Il tema più rilevante è però ora rappresentato dai costi degli acquisti di beni e servizi sui quali gravano le recenti accelerazioni dell’inflazione. Essi ammontano, al netto della quota capitalizzata, all’84,5% dei ricavi. Ipotizzando un rincaro del 10%, la loro incidenza passerebbe al 93% del fatturato, mantenendo quest’ultimo costante. In termini assoluti si tratta di circa 65 miliardi di maggiori costi cui andrebbero sommati i già citati 2 miliardi di maggiore costo del debito. Ove tali 67 miliardi fossero ribaltati sui prezzi di vendita, a volumi costanti, essi comporrebbero una crescita del fatturato dell’8,7%, con il Mon che rappresenterebbe il 4,5%delle vendite. Nel caso di ribaltamento del 50% dei maggiori costi sul fatturato questo aumenterebbe, a parità di volumi, del 4,4% ma la quota addebitata al Mon lo ridurrebbe ad appena lo 0,5% delle vendite. In ipotesi statica d’invarianza dei volumi, l’evoluzione del fatturato 2021 in relazione a diverse opzioni di ribaltamento dei maggiori costi avrebbe un conseguente effetto sull’ebit margin che resterebbe positivo fino alla soglia del 50%. Ove invece le imprese intendessero preservare l’ebit margin del 2021, l’aumento dei prezzi di vendita che dovrebbero praticare sarebbe del 9,6%.

Manifattura: le sfide del 2022 tra congiuntura e riorganizzazione delle filiere 

Le incertezze dell’ultimo biennio hanno suggerito una riorganizzazione della supply chain: il 76,2% delle società manifatturiere ha in agenda l’aumento del numero dei fornitori dando priorità nel 57,4% dei casi a quelli di prossimità. Minore interesse per la riduzione dei fornitori o la loro integrazione (rispettivamente 11,6% e 4,6%). 
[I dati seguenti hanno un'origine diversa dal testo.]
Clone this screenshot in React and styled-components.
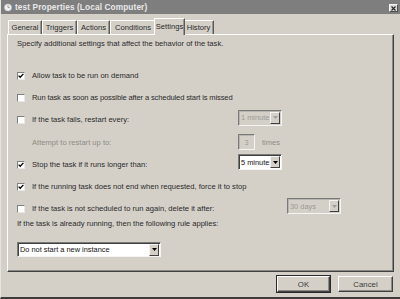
import React from 'react';
import styled, { createGlobalStyle, css } from 'styled-components';

const Global = createGlobalStyle`
  html, body { margin: 0; padding: 0; background: #d4d0c8; }
  body { font-family: "Liberation Sans", Arial, sans-serif; }
  * { box-sizing: border-box; }
`;

const Window = styled.div`
  width: 400px;
  height: 299px;
  background: #d4d0c8;
  display: flex;
  flex-direction: column;
  overflow: hidden;
  border-bottom: 2px solid #3c3c3c;
  border-left: 1px solid #e6e4df;
`;

const TitleBar = styled.div`
  height: 14px;
  flex: none;
  background: #7e7e7e;
  display: flex;
  align-items: center;
  padding: 0 2px 0 3px;
  gap: 3px;
  color: #e8e8e8;
  font-weight: bold;
  font-size: 8.3px;
  letter-spacing: 0.1px;
`;

const TitleText = styled.span`
  flex: 1;
  white-space: nowrap;
`;

const CloseBtn = styled.div`
  width: 9px;
  height: 8px;
  margin-top: 2px;
  background: #dcdad6;
  border: 1px solid #f4f4f4;
  border-right-color: #505050;
  border-bottom-color: #505050;
  display: flex;
  align-items: center;
  justify-content: center;
`;

const Body = styled.div`
  flex: 1;
  display: flex;
  flex-direction: column;
  padding: 4px 6px 0 6px;
`;

const TabStrip = styled.div`
  display: flex;
  align-items: flex-end;
  height: 16px;
  padding-left: 1px;
  font-size: 7.6px;
  color: #2a2a2a;
`;

const Tab = styled.div`
  width: ${p => p.$w}px;
  height: 14px;
  display: flex;
  align-items: center;
  justify-content: center;
  border: 1px solid #ffffff;
  border-bottom: none;
  border-right: 1px solid #5a5a5a;
  box-shadow: inset -1px 0 0 #9a978f;
  white-space: nowrap;
  ${p => p.$active && css`
    height: 17px;
    margin: 0 -2px -1px;
    padding-bottom: 1px;
    background: #d4d0c8;
    position: relative;
    z-index: 1;
  `}
`;

const Panel = styled.div`
  height: 238px;
  border: 1px solid #ffffff;
  border-right: 1px solid #404040;
  border-bottom: 1px solid #404040;
  box-shadow: inset -1px -1px 0 #8c8a84;
  padding: 4px 0 0 9px;
  display: flex;
  flex-direction: column;
  font-size: 7.6px;
  color: #2a2a2a;
`;

const Para = styled.div`
  height: 10px;
  line-height: 10px;
  white-space: nowrap;
  margin-bottom: ${p => p.$mb || 0}px;
`;

const Row = styled.div`
  height: ${p => p.$h || 22}px;
  display: grid;
  grid-template-columns: 15px 206px auto;
  align-items: center;
`;

const Label = styled.span`
  white-space: nowrap;
  color: ${p => (p.$disabled ? '#8f8c86' : '#2a2a2a')};
  grid-column: ${p => (p.$span ? '2 / 4' : 'auto')};
  letter-spacing: ${p => p.$ls || 0}px;
`;

const Box = styled.span`
  width: 8px;
  height: 8px;
  background: #ffffff;
  border: 1px solid #808080;
  border-right-color: #e8e8e8;
  border-bottom-color: #e8e8e8;
  display: flex;
  align-items: center;
  justify-content: center;
  margin-top: 1px;
`;

const Controls = styled.div`
  display: flex;
  align-items: center;
  gap: 7px;
  margin-left: ${p => p.$ml || 0}px;
  margin-top: ${p => p.$mt ?? -4}px;
`;

const SelectBox = styled.div`
  width: ${p => p.$w}px;
  height: ${p => p.$h || 16}px;
  display: flex;
  align-items: center;
  background: ${p => (p.$disabled ? '#d4d0c8' : '#ffffff')};
  color: ${p => (p.$disabled ? '#9d9a94' : '#111')};
  border: 1px solid #7a7a7a;
  border-right-color: #f4f4f4;
  border-bottom-color: #f4f4f4;
  box-shadow: inset 1px 1px 0 ${p => (p.$disabled ? '#b8b5ae' : '#404040')};
  padding-left: 2px;
  white-space: nowrap;
  font-size: 7.4px;
`;

const SelText = styled.span`
  flex: 1;
  overflow: hidden;
`;

const ArrowBtn = styled.span`
  width: 10px;
  height: 12px;
  flex: none;
  margin-right: 1px;
  background: #d4d0c8;
  border: 1px solid #f4f4f4;
  border-right-color: #404040;
  border-bottom-color: #404040;
  display: flex;
  align-items: center;
  justify-content: center;
`;

const NumBox = styled(SelectBox)`
  justify-content: center;
  padding: 0;
`;

const Footer = styled.div`
  display: flex;
  justify-content: flex-end;
  gap: 8px;
  padding: 4px 1px 0 0;
`;

const Button = styled.div`
  width: ${p => p.$w}px;
  height: 16px;
  display: flex;
  align-items: center;
  justify-content: center;
  font-size: 7.8px;
  color: #3a3a3a;
  background: #d4d0c8;
  border: 1px solid #ffffff;
  border-right-color: #404040;
  border-bottom-color: #404040;
  box-shadow: inset -1px -1px 0 #8c8a84;
  ${p => p.$default && css`
    outline: 1px solid #2a2a2a;
    outline-offset: 0;
  `}
`;

const Check = ({ checked }) => (
  <Box>
    {checked && (
      <svg width="6" height="6" viewBox="0 0 6 6">
        <path d="M0.6 2.6 L2.2 4.3 L5.4 0.9" fill="none" stroke="#000" strokeWidth="1.3" />
      </svg>
    )}
  </Box>
);

const Arrow = ({ disabled }) => (
  <ArrowBtn>
    <svg width="5" height="3" viewBox="0 0 5 3">
      <path d="M0 0 H5 L2.5 3 Z" fill={disabled ? '#a09d97' : '#000'} />
    </svg>
  </ArrowBtn>
);

const Select = ({ w, value, disabled, h }) => (
  <SelectBox $w={w} $h={h} $disabled={disabled}>
    <SelText>{value}</SelText>
    <Arrow disabled={disabled} />
  </SelectBox>
);

const tabs = [
  ['General', 34],
  ['Triggers', 35],
  ['Actions', 33],
  ['Conditions', 46],
  ['Settings', 31],
  ['History', 31],
];

export default function App() {
  return (
    <Window>
      <Global />
      <TitleBar>
        <svg width="8" height="9" viewBox="0 0 8 9">
          <circle cx="4" cy="4.5" r="3.6" fill="#f2f2f2" stroke="#bdbdbd" strokeWidth="0.6" />
          <path d="M4 2 V4.6 H5.8" fill="none" stroke="#8a8a8a" strokeWidth="0.8" />
        </svg>
        <TitleText>test Properties (Local Computer)</TitleText>
        <CloseBtn>
          <svg width="5" height="5" viewBox="0 0 5 5">
            <path d="M0.5 0.5 L4.5 4.5 M4.5 0.5 L0.5 4.5" stroke="#222" strokeWidth="1.1" />
          </svg>
        </CloseBtn>
      </TitleBar>
      <Body>
        <TabStrip>
          {tabs.map(([t, w]) => (
            <Tab key={t} $w={w} $active={t === 'Settings'}>{t}</Tab>
          ))}
        </TabStrip>
        <Panel>
          <Para $mb={15}>Specify additional settings that affect the behavior of the task.</Para>
          <Row>
            <Check checked />
            <Label>Allow task to be run on demand</Label>
          </Row>
          <Row>
            <Check />
            <Label $ls={-0.15}>Run task as soon as possible after a scheduled start is missed</Label>
          </Row>
          <Row $h={23}>
            <Check />
            <Label>If the task fails, restart every:</Label>
            <Controls>
              <Select w={44} value="1 minute" disabled />
            </Controls>
          </Row>
          <Row>
            <span />
            <Label $disabled>Attempt to restart up to:</Label>
            <Controls $mt={0}>
              <NumBox $w={17} $disabled>3</NumBox>
              <Label $disabled>times</Label>
            </Controls>
          </Row>
          <Row>
            <Check checked />
            <Label>Stop the task if it runs longer than:</Label>
            <Controls>
              <Select w={44} value="5 minute:" />
            </Controls>
          </Row>
          <Row>
            <Check checked />
            <Label $span>If the running task does not end when requested, force it to stop</Label>
          </Row>
          <Row>
            <Check />
            <Label>If the task is not scheduled to run again, delete it after:</Label>
            <Controls $ml={49}>
              <Select w={54} value="30 days" disabled />
            </Controls>
          </Row>
          <Para $mb={13}>If the task is already running, then the following rule applies:</Para>
          <Select w={144} h={15} value="Do not start a new instance" />
        </Panel>
        <Footer>
          <Button $w={53} $default>OK</Button>
          <Button $w={55}>Cancel</Button>
        </Footer>
      </Body>
    </Window>
  );
}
Circa le previsioni per il 2022, è possibile che il ruolo della domanda interna resti rilevante anche nel prossimo futuro poiché, nonostante i venti contrari legati all’inflazione e alla crescita dei tassi di interesse, dovrebbero agire in senso favorevole le misure del PNRR e quelle di agevolazione fiscale, con rilevanti effetti moltiplicativi sul resto dell’economia. È altrettanto verosimile che, per un’economia a forte vocazione manifatturiera come quella italiana, i settori al momento attardati sul fronte delle esportazioni potranno mettere a segno un sostanziale recupero. 

Dal quadro sopra evidenziato, il segmento manifatturiero potrebbe chiudere il 2022 con una crescita del fatturato pari al 7,5% (nominale). Rimane tuttavia l’incognita del fragile equilibrio dei margini che potrebbero risultare compromessi dal perdurare delle spinte inflattive legate alla congiuntura.